Depuis plusieurs années, Françoise Bettencourt-Meyers soutient activement l'Institut francilien d'implantation cochléaire (Ific), qui, sous l'autorité du Pr Bruno Frachet, travaille à développer une chirurgie novatrice au service des sourds. La surdité souffre, selon elle, d'un manque d'écho qui contribue à enfermer les malentendants dans des souffrances silencieuses. Elle présentait hier son livre de témoignages, Ensemble prêtons l'oreille, Expériences de surdités(1), au Festival du livre de Nice.
Pourquoi avez-vous décidé de mener ce combat contre la surdité ?
« J'ai eu la chance d'approcher beaucoup de personnes implantées. Elles m'ont raconté leurs souffrances passées. La surdité est un mal invisible, même pour les proches. L'illusion est permanente… Pour beaucoup de Français, le handicap auditif reste un tabou ; on ose dire qu'on voit mal, mais on hésite à confier que l'on est sourd comme un pot. »
Pourquoi un tel tabou ?
« L'image très ancrée dans les esprits de grands-parents portant un cornet acoustique ne facilite certainement pas les choses… »
Quid du dépistage ?
« Il reste insuffisant, et c'est très préjudiciable. La malentandance est l'antichambre de la surdité ; pour éviter cette issue, il faut la prendre en charge précocement. Et c'est ce que permet le dépistage. En composant un simple numéro de téléphone (0.892.790.791), on peut avoir, en moins de quatre minutes, un diagnostic. »
Existe-t-il d'autres freins à la réhabilitation auditive ?
« Oui.

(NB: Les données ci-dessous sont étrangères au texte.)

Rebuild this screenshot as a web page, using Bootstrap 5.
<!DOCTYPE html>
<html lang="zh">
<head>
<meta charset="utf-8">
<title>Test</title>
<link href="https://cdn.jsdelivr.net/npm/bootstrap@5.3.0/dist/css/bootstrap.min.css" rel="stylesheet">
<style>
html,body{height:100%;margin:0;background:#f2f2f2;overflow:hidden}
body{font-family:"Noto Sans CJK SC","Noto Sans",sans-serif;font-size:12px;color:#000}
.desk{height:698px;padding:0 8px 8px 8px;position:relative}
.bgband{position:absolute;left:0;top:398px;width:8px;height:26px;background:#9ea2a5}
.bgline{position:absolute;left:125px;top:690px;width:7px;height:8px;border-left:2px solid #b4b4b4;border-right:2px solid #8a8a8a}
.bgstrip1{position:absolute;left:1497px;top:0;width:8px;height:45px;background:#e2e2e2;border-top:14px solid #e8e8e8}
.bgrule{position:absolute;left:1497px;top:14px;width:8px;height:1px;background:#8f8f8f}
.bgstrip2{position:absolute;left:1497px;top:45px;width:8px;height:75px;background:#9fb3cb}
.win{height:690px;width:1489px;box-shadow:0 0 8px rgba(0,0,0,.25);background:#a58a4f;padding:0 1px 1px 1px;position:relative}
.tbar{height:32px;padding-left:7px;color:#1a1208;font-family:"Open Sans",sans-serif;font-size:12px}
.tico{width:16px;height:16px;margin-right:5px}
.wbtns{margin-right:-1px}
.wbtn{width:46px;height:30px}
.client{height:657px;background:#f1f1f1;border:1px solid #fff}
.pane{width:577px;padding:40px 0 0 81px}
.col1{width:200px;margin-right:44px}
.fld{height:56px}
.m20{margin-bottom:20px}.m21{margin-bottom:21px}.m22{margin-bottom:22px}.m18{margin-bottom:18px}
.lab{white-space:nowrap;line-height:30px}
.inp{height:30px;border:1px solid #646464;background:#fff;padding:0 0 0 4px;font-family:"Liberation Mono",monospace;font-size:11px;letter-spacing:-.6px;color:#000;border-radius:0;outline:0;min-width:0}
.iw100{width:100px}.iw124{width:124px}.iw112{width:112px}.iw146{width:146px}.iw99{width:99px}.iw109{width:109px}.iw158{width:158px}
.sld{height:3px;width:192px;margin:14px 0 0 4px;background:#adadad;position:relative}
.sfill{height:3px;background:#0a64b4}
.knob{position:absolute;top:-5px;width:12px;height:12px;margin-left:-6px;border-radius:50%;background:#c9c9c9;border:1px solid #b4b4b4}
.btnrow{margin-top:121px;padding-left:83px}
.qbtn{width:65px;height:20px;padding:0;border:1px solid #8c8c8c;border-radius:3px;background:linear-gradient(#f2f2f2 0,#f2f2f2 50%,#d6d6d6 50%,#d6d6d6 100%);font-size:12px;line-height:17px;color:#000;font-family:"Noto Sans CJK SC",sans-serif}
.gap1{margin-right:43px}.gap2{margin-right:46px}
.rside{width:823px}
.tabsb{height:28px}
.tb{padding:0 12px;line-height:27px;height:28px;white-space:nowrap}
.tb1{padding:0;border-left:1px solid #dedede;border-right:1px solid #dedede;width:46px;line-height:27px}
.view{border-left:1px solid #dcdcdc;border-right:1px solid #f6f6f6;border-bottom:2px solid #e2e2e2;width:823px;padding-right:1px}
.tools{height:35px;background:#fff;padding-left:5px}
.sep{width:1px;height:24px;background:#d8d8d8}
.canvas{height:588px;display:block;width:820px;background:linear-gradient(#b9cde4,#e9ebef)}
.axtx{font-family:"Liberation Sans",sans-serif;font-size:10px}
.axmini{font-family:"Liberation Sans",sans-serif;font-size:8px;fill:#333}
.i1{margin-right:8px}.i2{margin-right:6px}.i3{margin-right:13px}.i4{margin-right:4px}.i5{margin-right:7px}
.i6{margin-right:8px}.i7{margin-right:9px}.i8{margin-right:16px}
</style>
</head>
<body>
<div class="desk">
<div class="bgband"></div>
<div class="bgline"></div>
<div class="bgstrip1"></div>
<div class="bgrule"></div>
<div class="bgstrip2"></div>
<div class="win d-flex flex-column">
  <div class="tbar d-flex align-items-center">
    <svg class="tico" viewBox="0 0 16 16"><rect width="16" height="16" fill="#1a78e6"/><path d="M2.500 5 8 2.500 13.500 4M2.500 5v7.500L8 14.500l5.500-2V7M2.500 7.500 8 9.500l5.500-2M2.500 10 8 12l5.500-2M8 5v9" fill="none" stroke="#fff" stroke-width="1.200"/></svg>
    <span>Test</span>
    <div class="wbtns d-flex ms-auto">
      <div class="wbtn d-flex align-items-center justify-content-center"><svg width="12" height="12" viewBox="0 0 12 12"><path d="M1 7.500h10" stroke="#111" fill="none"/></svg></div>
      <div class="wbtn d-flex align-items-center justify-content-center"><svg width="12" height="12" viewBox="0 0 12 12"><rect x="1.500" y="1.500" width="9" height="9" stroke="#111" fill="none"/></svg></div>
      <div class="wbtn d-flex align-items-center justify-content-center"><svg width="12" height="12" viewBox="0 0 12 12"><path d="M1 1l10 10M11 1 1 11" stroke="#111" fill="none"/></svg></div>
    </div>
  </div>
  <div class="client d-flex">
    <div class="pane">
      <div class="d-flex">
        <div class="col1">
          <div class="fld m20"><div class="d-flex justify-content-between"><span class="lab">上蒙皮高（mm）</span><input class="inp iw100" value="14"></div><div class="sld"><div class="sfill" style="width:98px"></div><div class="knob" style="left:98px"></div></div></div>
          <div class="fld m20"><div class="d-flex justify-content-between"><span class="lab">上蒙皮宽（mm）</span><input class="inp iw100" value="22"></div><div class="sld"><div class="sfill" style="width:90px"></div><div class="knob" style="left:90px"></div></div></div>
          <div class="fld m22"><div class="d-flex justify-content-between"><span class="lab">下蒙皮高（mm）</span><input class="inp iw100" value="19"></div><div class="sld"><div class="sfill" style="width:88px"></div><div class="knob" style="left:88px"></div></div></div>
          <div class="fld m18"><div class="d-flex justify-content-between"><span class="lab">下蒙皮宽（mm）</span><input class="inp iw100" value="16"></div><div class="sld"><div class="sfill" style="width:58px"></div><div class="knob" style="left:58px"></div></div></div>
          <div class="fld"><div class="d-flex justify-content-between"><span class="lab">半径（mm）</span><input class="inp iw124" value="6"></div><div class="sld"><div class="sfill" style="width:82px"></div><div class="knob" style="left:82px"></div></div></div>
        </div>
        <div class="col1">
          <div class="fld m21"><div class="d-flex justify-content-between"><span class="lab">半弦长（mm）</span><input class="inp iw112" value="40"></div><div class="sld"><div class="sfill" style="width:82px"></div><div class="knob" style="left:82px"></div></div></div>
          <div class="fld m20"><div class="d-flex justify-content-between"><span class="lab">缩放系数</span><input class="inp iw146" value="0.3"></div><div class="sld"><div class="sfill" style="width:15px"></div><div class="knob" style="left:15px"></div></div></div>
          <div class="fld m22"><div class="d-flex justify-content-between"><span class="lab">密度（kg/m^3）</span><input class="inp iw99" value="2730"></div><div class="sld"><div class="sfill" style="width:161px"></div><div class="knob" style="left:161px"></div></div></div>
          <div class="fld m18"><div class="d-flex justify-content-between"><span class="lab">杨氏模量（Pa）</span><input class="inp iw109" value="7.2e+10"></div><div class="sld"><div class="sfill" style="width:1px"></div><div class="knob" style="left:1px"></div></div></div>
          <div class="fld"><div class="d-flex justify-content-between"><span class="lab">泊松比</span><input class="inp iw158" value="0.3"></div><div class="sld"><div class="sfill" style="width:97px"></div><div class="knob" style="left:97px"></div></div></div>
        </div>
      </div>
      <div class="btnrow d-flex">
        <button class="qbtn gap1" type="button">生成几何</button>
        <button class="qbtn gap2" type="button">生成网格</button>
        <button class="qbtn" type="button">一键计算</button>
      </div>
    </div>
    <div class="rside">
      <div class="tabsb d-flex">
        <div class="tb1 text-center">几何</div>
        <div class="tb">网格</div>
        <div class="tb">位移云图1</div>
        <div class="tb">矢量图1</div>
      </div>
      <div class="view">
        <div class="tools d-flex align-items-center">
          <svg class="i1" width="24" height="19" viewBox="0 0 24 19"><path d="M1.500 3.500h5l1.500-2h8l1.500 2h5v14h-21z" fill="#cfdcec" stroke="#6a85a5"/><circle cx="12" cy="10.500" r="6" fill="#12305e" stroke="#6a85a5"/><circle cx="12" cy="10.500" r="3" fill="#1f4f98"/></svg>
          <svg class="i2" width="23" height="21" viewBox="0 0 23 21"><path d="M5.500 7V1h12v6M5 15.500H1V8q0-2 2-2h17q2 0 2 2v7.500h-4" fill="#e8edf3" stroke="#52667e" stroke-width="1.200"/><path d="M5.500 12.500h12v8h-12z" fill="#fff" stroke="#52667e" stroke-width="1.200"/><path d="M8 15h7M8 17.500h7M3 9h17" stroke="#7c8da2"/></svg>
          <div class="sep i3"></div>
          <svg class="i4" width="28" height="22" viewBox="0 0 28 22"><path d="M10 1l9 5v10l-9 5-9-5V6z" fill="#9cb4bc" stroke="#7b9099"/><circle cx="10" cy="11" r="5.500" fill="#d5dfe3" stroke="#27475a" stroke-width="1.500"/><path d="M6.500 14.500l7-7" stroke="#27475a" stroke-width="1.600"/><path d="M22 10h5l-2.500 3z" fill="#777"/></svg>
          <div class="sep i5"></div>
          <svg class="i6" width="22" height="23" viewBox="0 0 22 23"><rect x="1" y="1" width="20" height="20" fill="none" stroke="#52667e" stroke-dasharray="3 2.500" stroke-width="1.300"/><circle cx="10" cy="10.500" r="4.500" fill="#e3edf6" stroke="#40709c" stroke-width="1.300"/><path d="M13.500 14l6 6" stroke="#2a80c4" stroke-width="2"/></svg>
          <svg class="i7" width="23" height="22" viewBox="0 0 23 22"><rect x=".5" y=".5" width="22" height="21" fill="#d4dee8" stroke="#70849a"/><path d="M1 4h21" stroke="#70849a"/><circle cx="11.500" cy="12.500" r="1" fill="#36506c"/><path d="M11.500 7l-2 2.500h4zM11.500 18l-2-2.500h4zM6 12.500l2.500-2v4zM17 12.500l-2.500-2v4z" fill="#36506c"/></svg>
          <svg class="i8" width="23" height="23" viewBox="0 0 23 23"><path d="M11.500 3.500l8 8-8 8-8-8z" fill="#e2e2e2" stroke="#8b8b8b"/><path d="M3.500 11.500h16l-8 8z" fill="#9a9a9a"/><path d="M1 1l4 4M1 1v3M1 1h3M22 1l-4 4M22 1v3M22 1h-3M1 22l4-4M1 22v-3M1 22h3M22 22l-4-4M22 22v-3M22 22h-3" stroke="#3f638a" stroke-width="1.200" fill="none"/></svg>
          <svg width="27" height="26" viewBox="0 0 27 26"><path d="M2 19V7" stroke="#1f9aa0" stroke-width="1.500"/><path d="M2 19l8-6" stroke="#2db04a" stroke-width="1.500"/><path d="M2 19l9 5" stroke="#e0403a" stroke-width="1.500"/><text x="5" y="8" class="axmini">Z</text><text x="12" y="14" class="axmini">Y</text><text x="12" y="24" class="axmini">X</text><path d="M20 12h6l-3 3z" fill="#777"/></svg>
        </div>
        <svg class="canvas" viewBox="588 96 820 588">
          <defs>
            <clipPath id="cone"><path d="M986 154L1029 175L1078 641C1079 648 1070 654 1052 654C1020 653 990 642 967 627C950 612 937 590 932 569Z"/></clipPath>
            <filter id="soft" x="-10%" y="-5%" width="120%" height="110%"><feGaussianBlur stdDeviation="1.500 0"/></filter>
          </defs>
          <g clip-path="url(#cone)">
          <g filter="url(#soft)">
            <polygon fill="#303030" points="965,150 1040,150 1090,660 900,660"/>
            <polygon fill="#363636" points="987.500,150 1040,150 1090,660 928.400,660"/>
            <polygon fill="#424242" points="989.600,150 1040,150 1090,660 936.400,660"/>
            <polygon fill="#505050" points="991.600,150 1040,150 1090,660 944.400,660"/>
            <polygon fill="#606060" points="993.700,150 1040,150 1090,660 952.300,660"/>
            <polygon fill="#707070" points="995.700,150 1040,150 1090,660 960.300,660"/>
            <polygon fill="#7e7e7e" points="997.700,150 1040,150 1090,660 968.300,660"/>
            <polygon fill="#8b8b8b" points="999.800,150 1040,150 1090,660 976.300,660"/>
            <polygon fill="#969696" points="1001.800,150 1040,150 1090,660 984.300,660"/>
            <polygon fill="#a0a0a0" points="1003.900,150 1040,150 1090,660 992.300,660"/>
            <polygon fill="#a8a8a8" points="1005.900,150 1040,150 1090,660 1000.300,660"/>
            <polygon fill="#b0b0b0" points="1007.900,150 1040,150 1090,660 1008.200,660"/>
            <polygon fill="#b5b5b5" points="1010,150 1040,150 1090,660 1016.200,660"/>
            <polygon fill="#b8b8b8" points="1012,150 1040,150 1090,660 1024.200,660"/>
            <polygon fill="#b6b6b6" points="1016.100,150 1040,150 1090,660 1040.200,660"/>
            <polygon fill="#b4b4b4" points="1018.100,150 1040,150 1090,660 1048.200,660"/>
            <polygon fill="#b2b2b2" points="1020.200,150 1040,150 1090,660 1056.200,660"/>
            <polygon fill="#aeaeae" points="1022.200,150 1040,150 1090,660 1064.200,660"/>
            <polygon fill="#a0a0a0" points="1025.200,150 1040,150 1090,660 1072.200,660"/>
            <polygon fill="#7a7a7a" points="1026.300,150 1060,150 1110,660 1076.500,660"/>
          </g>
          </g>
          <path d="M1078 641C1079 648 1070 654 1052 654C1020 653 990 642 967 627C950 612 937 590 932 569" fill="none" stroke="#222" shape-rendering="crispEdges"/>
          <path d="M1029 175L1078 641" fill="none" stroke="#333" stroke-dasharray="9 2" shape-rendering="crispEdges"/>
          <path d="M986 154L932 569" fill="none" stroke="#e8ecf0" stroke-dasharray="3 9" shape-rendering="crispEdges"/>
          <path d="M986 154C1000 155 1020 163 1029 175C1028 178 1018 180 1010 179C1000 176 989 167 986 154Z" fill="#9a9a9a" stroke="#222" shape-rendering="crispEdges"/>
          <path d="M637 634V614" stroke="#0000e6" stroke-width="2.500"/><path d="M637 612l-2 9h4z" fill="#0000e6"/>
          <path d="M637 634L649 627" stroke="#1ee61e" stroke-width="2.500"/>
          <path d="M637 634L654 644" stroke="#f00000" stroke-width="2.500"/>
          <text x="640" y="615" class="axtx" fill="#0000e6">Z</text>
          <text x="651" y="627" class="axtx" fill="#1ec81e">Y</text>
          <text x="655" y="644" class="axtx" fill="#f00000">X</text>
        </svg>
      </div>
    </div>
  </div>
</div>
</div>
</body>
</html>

Et ils sont nombreux. Il y a le manque de connaissance de son handicap, avec des symptômes qui arrivent sournoisement. Il y a aussi la peur du diagnostic, comme pour toutes les maladies. Il y a surtout le coût, bien trop élevé (1 700 € en moyenne pour une prothèse auditive) pour une majorité de Français, et très mal pris en charge par l'Assurance-maladie. Résultats : 5 millions de malentendants, parmi les 7,6 millions recensés, ne sont pas appareillés. Avec le risque bien identifié de perte d'autonomie, d'isolement, de dépression, de perte d'emploi même… Des personnes se sont ainsi fait licencier parce qu'elles n'entendaient rien ! »
Certaines personnes atteintes de surdité défendent une véritable culture des sourds et s'opposent à une implantation précoce des enfants sourds.
« Je peux le comprendre. La langue des signes est une très belle langue, qu'il faut protéger et conserver. Lorsqu'un enfant sourd naît dans une famille malentendante, il me semble normal qu'elle souhaite l'ouvrir à la langue des signes. Mais 95 % des enfants sourds naissent dans des familles entendantes. Et celles-ci doivent être informées de toutes les solutions disponibles pour que leur enfant vive au mieux son handicap. L'implant cochléaire a représenté, de ce point de vue, une véritable révolution. Mais il est important que l'enfant puisse en bénéficier très tôt, vers l'âge de 18 mois. »
Un mot sur la prévention ?
« Il faudrait mieux sensibiliser les jeunes aux risques auxquels ils s'exposent, via l'utilisation intensive des baladeurs en particulier. Savent-ils seulement que le seul remède à la déficience auditive liée au baladeur, c'est la prothèse ? Quand on est jeune, il est difficile de faire attention à tout… Mais davantage de recommandations serait utile. »
1. Disponible au Festival du livre. Les bénéfices sont reversés à l'Institut francilien d'implantation cochléaire (Ific).